++++ Supplied records ++++

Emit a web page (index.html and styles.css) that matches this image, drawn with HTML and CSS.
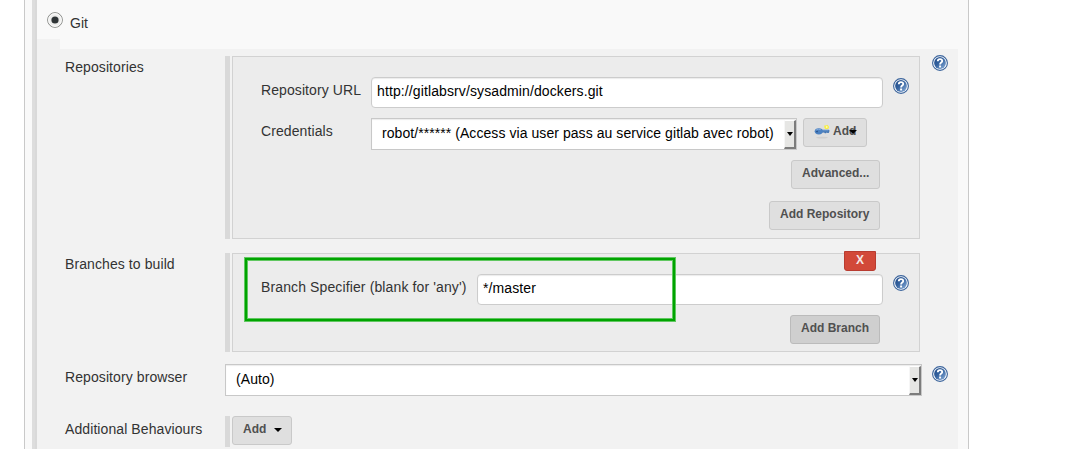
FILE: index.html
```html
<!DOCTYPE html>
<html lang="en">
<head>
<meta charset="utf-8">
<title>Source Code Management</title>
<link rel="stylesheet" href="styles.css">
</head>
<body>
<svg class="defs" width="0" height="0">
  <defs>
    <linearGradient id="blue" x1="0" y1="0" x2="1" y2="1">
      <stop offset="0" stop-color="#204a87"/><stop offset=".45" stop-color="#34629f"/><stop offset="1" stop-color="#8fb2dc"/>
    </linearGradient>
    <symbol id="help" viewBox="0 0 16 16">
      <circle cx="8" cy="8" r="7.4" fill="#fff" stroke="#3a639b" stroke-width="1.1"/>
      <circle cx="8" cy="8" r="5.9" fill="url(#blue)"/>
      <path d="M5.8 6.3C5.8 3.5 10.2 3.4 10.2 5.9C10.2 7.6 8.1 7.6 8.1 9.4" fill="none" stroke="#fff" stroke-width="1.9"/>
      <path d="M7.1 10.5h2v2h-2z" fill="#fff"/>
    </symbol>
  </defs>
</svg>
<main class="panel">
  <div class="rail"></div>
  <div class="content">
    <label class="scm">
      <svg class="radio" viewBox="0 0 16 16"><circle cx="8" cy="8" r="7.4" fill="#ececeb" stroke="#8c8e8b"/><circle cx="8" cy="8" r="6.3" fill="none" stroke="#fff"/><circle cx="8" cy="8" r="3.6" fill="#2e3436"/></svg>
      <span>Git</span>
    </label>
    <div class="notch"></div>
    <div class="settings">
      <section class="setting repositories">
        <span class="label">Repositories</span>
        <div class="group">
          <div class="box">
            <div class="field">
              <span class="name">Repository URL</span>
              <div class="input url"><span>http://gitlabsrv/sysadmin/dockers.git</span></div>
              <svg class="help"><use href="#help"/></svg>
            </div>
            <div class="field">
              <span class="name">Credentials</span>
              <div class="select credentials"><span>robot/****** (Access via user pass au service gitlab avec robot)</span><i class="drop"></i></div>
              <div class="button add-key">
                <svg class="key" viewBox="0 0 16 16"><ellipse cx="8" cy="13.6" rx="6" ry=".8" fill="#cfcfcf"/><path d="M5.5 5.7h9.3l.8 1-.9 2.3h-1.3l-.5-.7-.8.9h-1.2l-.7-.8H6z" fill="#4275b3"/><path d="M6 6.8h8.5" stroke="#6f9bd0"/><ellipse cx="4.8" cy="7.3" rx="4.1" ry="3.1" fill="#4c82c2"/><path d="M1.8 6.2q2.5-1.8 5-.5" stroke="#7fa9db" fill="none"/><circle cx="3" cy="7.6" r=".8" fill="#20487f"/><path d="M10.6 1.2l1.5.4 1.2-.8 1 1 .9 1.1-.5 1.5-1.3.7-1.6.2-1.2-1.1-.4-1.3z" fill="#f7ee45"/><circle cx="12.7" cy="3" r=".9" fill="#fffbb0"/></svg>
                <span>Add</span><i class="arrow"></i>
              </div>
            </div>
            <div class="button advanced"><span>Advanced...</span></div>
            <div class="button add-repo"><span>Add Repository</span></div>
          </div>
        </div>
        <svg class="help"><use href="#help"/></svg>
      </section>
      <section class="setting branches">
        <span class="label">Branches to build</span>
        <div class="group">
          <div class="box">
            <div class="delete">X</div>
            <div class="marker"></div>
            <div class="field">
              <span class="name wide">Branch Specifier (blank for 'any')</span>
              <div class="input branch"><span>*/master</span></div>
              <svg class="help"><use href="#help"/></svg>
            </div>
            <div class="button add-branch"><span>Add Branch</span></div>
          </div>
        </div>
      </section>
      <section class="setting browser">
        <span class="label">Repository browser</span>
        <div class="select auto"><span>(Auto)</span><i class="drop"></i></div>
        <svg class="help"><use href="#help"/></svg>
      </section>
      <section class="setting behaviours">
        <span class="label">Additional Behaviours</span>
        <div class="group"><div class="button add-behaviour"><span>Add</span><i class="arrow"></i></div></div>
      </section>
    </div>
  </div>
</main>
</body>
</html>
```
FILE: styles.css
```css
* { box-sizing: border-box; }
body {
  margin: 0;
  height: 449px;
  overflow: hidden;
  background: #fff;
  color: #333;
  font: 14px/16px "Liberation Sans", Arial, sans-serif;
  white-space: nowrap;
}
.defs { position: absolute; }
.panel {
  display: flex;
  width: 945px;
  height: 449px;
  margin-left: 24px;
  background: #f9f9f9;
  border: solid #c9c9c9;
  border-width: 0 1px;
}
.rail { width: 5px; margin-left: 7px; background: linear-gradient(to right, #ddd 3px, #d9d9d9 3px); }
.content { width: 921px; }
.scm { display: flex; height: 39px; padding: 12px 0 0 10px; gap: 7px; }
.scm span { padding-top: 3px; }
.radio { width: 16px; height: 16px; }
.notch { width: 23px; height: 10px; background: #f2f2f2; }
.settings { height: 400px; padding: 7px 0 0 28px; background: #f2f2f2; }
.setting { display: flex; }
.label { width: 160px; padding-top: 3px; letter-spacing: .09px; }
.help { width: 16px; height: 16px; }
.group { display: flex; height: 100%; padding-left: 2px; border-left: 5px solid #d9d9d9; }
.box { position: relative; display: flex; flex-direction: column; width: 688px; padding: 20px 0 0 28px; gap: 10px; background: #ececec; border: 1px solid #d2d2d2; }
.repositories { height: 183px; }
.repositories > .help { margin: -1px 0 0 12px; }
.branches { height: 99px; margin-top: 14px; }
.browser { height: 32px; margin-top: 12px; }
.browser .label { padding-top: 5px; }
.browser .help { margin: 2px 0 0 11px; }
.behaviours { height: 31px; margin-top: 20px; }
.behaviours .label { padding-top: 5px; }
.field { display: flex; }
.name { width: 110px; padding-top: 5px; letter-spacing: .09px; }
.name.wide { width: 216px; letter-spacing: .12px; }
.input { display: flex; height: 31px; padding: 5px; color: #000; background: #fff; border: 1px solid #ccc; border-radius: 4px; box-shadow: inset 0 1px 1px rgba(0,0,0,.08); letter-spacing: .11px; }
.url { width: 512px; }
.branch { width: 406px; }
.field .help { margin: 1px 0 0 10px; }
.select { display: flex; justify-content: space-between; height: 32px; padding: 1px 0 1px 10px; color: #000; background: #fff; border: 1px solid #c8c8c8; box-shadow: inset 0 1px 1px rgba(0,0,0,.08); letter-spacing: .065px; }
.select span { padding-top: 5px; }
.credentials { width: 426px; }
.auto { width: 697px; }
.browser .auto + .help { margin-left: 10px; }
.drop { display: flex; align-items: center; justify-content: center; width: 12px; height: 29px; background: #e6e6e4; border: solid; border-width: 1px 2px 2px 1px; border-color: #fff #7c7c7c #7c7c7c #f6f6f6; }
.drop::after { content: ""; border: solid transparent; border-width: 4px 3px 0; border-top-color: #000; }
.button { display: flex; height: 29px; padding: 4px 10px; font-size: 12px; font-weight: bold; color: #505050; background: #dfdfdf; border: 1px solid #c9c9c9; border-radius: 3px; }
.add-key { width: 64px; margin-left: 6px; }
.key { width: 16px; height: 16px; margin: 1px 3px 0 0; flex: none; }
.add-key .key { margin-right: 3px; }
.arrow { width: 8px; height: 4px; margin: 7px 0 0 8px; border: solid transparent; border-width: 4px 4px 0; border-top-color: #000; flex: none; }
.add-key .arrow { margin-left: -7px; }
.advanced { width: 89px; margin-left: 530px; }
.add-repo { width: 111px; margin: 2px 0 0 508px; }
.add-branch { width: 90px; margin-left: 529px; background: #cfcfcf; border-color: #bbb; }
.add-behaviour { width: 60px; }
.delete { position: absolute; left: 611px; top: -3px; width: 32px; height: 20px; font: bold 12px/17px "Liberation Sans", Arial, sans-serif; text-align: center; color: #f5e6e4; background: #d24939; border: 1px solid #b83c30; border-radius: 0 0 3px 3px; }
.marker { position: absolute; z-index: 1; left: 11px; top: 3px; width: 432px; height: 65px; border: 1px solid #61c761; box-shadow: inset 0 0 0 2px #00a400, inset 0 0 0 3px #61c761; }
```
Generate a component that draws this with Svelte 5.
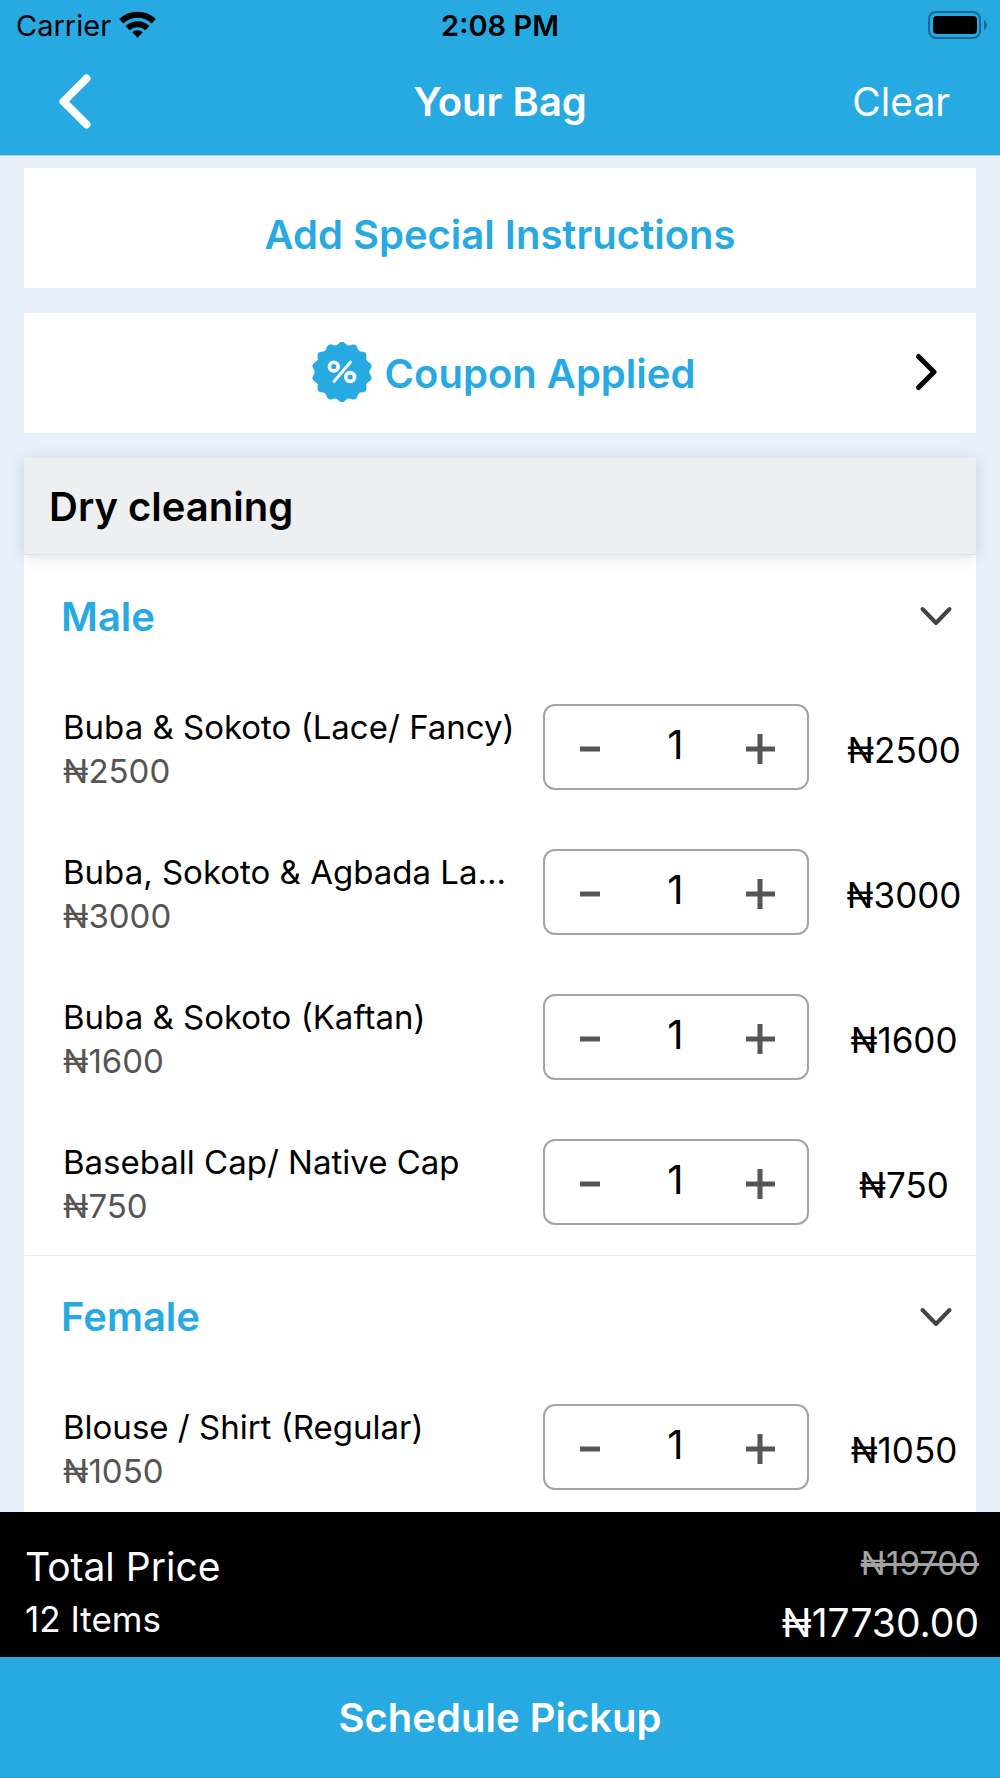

++++

**Problem details**
Look through the listing above. Pick out each line with "styles" and copy it.

**Correct answer**
Emit a web page (index.html and styles.css) that matches this image, drawn with HTML and CSS.
<link rel="stylesheet" href="styles.css">
FILE: styles.css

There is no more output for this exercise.